Yes, this is the 2nd edition of the PIMC. PIMC is the Parul International Mediation Competition. It is hosted by the Parul Institute of Law in association with DSNLU. This year, 44 teams competed in multi-domain disputes judged by Supreme Court and High Court justices. Unlike moot courts that simulate adversarial litigation, PIMC cultivates constructive dialogue, negotiation, and mediation skills. The 2026 final round featured a USD 420 million solar investment dispute.
Who were the judges at PIMC 2026?
Inaugural: Justice Indira Banerjee (Former SC), Justice Pankaj Mithal (SC), Justice M.K. Thakker (Gujarat HC). Valedictory: Justice Hemant Gupta (Former SC, Chair IIAC), Justice Girish Kathpalia (Delhi HC). Final round: Justice Kathpalia, Justice Mithal, G.M. Kalia.

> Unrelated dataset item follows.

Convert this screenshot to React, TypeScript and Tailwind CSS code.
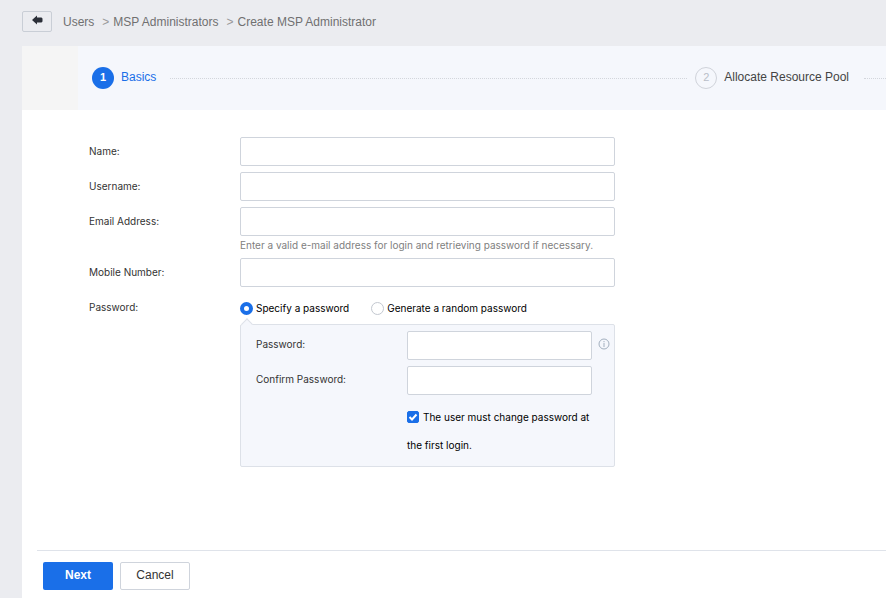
import { useState, type ReactNode } from "react";
import clsx from "clsx";

const inputClass =
  "block h-[29px] w-full rounded-[2px] border border-[#cfd4dc] bg-white px-2 text-[10px] text-[#222] outline-none focus:border-[#1a6fe8]";

function BackIcon() {
  return (
    <svg viewBox="0 0 11 10" className="h-[10px] w-[11px]" fill="#2b2f38" aria-hidden="true">
      <path d="M0 5 5 0.5V2.5h4.5l1 1v3l-1 1H5v2z" />
    </svg>
  );
}

function InfoIcon() {
  return (
    <svg viewBox="0 0 12 12" className="size-3" fill="none" stroke="#a3b0bf" aria-hidden="true">
      <circle cx="6" cy="6" r="5" />
      <path d="M6 5v4M6 3v1.2" />
    </svg>
  );
}

function Separator() {
  return <span className="ml-2 mr-1 text-[12px] text-[#999]">&gt;</span>;
}

function Breadcrumb() {
  return (
    <header className="flex h-[46px] items-start pt-[11px]">
      <button
        type="button"
        aria-label="Back"
        className="flex h-[21px] w-[30px] items-center justify-center rounded-[2px] border border-[#c9ced6] pb-1 pl-px"
      >
        <BackIcon />
      </button>
      <nav className="ml-[11px] flex h-[22px] items-center text-[12px] text-[#707070]">
        <a href="#users">Users</a>
        <Separator />
        <a href="#msp-administrators">MSP Administrators</a>
        <Separator />
        <span>Create MSP Administrator</span>
      </nav>
    </header>
  );
}

function Step({ index, title, active }: { index: number; title: string; active?: boolean }) {
  return (
    <li className="flex shrink-0 items-center gap-[7px]">
      <span
        className={clsx(
          "flex size-[22px] items-center justify-center rounded-full pb-[2px] text-[11px]",
          active ? "bg-[#1a6fe8] font-bold text-white" : "border border-[#d0d3da] text-[#b9bec8]",
        )}
      >
        {index}
      </span>
      <span className={clsx("pb-[2px] text-[12px]", active ? "text-[#1a6fe8]" : "text-[#444]")}>{title}</span>
    </li>
  );
}

function Steps() {
  return (
    <div className="flex h-16 bg-[#f5f5f5] pl-14">
      <ol className="flex flex-1 items-center bg-[#f5f7fc] pl-[14px]">
        <Step index={1} title="Basics" active />
        <li aria-hidden="true" className="ml-[14px] mr-2 flex-1 border-t border-dotted border-[#d3d6dc]" />
        <Step index={2} title="Allocate Resource Pool" />
        <li aria-hidden="true" className="ml-[15px] w-[22px] border-t border-dotted border-[#d3d6dc]" />
      </ol>
    </div>
  );
}

function Field({ id, label, type = "text", hint }: { id: string; label: string; type?: string; hint?: string }) {
  return (
    <div className="flex">
      <label htmlFor={id} className="w-[151px] shrink-0 leading-[28px]">
        {label}
      </label>
      <div className="w-full max-w-[375px]">
        <input id={id} name={id} type={type} className={inputClass} />
        {hint && <p className="mt-[2px] leading-[14px] text-[#808080]">{hint}</p>}
      </div>
    </div>
  );
}

interface RadioProps {
  checked: boolean;
  onChange: () => void;
  children: ReactNode;
}

function Radio({ checked, onChange, children }: RadioProps) {
  return (
    <label className="flex items-center gap-[3px] text-black">
      <input
        type="radio"
        name="passwordMode"
        checked={checked}
        onChange={onChange}
        className="size-[13px] appearance-none rounded-full border border-[#c3c8d0] bg-white checked:border-4 checked:border-[#1a6fe8]"
      />
      {children}
    </label>
  );
}

function PasswordPanel() {
  return (
    <div className="relative w-full rounded-[2px] border border-[#dde1e8] bg-[#f5f7fc] pb-[7px] pl-[15px] pt-[6px]">
      <span className="absolute -top-[5px] left-[2px] size-2 rotate-45 border-l border-t border-[#dde1e8] bg-[#f5f7fc]" />
      <div className="flex flex-col gap-[6px]">
        <div className="flex items-start">
          <label htmlFor="password" className="w-[151px] shrink-0 leading-[26px]">
            Password:
          </label>
          <div className="w-[185px]">
            <input id="password" name="password" type="password" className={inputClass} />
          </div>
          <button type="button" aria-label="Password rules" className="ml-[6px] mt-[7px]">
            <InfoIcon />
          </button>
        </div>
        <div className="flex items-start">
          <label htmlFor="confirm" className="w-[151px] shrink-0 leading-[26px]">
            Confirm Password:
          </label>
          <div className="w-[185px]">
            <input id="confirm" name="confirm" type="password" className={inputClass} />
          </div>
        </div>
      </div>
      <label className="ml-[151px] mt-2 block w-[194px] leading-[28px] text-black">
        <span className="relative mr-1 inline-block size-3 align-[-2px]">
          <input
            type="checkbox"
            defaultChecked
            className="peer block size-3 appearance-none rounded-[2px] border border-[#c3c8d0] bg-white checked:border-[#1a6fe8] checked:bg-[#1a6fe8]"
          />
          <svg
            viewBox="0 0 12 12"
            className="pointer-events-none absolute inset-0 hidden size-3 peer-checked:block"
            fill="none"
            stroke="#fff"
            strokeWidth="2"
            aria-hidden="true"
          >
            <path d="m2.5 6 2.5 2.5 4.5-5" />
          </svg>
        </span>
        The user must change password at the first login.
      </label>
    </div>
  );
}

export default function App() {
  const [mode, setMode] = useState<"specify" | "random">("specify");

  return (
    <div className="min-h-screen bg-[#ebecf0] pl-[22px] font-['Liberation_Sans',Arial,sans-serif]">
      <Breadcrumb />
      <main className="min-h-[552px] bg-white">
        <Steps />
        <form onSubmit={(e) => e.preventDefault()} className="text-[#333]">
          <div className="flex min-h-[440px] flex-col gap-[6px] pl-[67px] pt-[27px] font-[Inter,Arial,sans-serif] text-[10px]">
            <Field id="name" label="Name:" />
            <Field id="username" label="Username:" />
            <Field
              id="email"
              label="Email Address:"
              type="email"
              hint="Enter a valid e-mail address for login and retrieving password if necessary."
            />
            <Field id="mobile" label="Mobile Number:" type="tel" />
            <div className="flex">
              <span id="password-mode" className="w-[151px] shrink-0 leading-[28px]">
                Password:
              </span>
              <div role="radiogroup" aria-labelledby="password-mode" className="w-full max-w-[375px]">
                <div className="flex h-[31px] items-center gap-[22px]">
                  <Radio checked={mode === "specify"} onChange={() => setMode("specify")}>
                    Specify a password
                  </Radio>
                  <Radio checked={mode === "random"} onChange={() => setMode("random")}>
                    Generate a random password
                  </Radio>
                </div>
                {mode === "specify" && <PasswordPanel />}
              </div>
            </div>
          </div>
          <footer className="ml-[15px] flex gap-[7px] border-t border-[#dfe3ea] pl-[6px] pt-[11px] text-[12px]">
            <button type="submit" className="h-[28px] w-[70px] rounded-[2px] bg-[#1a6fe8] pb-[2px] font-bold text-white">
              Next
            </button>
            <button type="button" className="h-[28px] w-[70px] rounded-[2px] border border-[#cfd4dc] bg-white pb-[2px]">
              Cancel
            </button>
          </footer>
        </form>
      </main>
    </div>
  );
}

University officials: Dr. Parul Patel (VP), K.N. Madhusudanan (VC), Prof. D. Surya Prakash Rao (VC DSNLU).
Who won PIMC 2026?
Best Mediator: GGSIPU New Delhi. Best Negotiating Pair: Jindal Global Law School Sonipat. Full results include runners-up from MNLU Mumbai, NMIMS Chandigarh, TNNLU Tiruchirappalli, and RMLNLU Lucknow.